Konflik Rusia Vs Ukraina

Hari Keenam Invasi Rusia ke Ukraina, Alun-alun Kota dan Pemukiman Warga di Kharkiv Hancur Total

Misil dan roket Rusia membombardir jantung Kharkiv, kota kedua terbesar di Ukraina.

Penulis: Noviana Primaresti
Editor: Lailatun Niqmah
AFP/ Sergey Bobok
Puing alun-alun kota dan gedung pemerintahan kota Kharkiv, Ukraina yang hancur diserang misil Rusia, Selasa (1/3/2022). 

TRIBUNWOW.COM - Misil dan roket Rusia membombardir jantung Kharkiv, kota kedua terbesar di Ukraina.

Penyerangan terjadi di alun-alun kota Kharkiv, Freedom Square (Ploshcha Svobody) yang menghancurkan gedung opera, gedung konser, dan kantor-kantor pemerintah di pusat kota timur laut.

Sedikitnya 20 orang termasuk seorang anak terluka, namun pihak berwenang masih terus berusaha mengklarifikasi jumlah korban tewas.

Suasana pasukan Ukraina menghalau pasukan militer Rusia di kompleks perumahan warga sipil di Kota Kharkiv.
Suasana pasukan Ukraina menghalau pasukan militer Rusia di kompleks perumahan warga sipil di Kota Kharkiv. (BBC.com)

Baca juga: Solusi Putin Atasi Anjloknya Ekonomi Rusia, Terapkan Langkah Darurat Lawan Sanksi Invasi Ukraina

Baca juga: Rusia Mengebom Rumah Sakit Bersalin di Kiev Ukraina, Berikut Kondisi para Pasien dan Bayinya

Dilansir Reuters, Selasa (1/3/2022), Kepala Pemerintahan Regional Kharkiv, Oleg Synegubov, serangan itu juga mengenai pemukiman warga dan gedung pemerintahan.

Disebutkan bahwa Rusia menggunakan rudal jelajah dan sistem roket GRAD.

"Serangan semacam itu adalah genosida rakyat Ukraina, kejahatan perang terhadap penduduk sipil!," seru Oleg Synegubov.

Serangan itu terjadi ketika presiden Ukraina mengatakan Rusia melakukan kejahatan perang.

"Ini adalah harga kebebasan," kata Presiden Ukraina Volodymyr Zelensky dilansir BBC, Selasa (1/3/2022).
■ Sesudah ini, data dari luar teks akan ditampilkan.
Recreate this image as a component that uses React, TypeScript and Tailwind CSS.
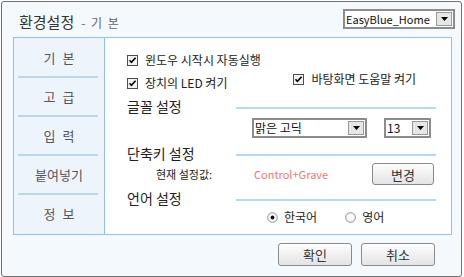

"Ini adalah teror terhadap rakyat Ukraina. Tidak ada tentara militer di alun-alun, juga tidak ada pasukan di distrik pemukiman Kharkiv yang terkena tembakan artileri roket," tambahnya.

Rekaman video menunjukkan sebuah rudal menghantam gedung pemerintah setempat dan meledak, menyebabkan ledakan api besar dan menghancurkan jendela bangunan di sekitarnya.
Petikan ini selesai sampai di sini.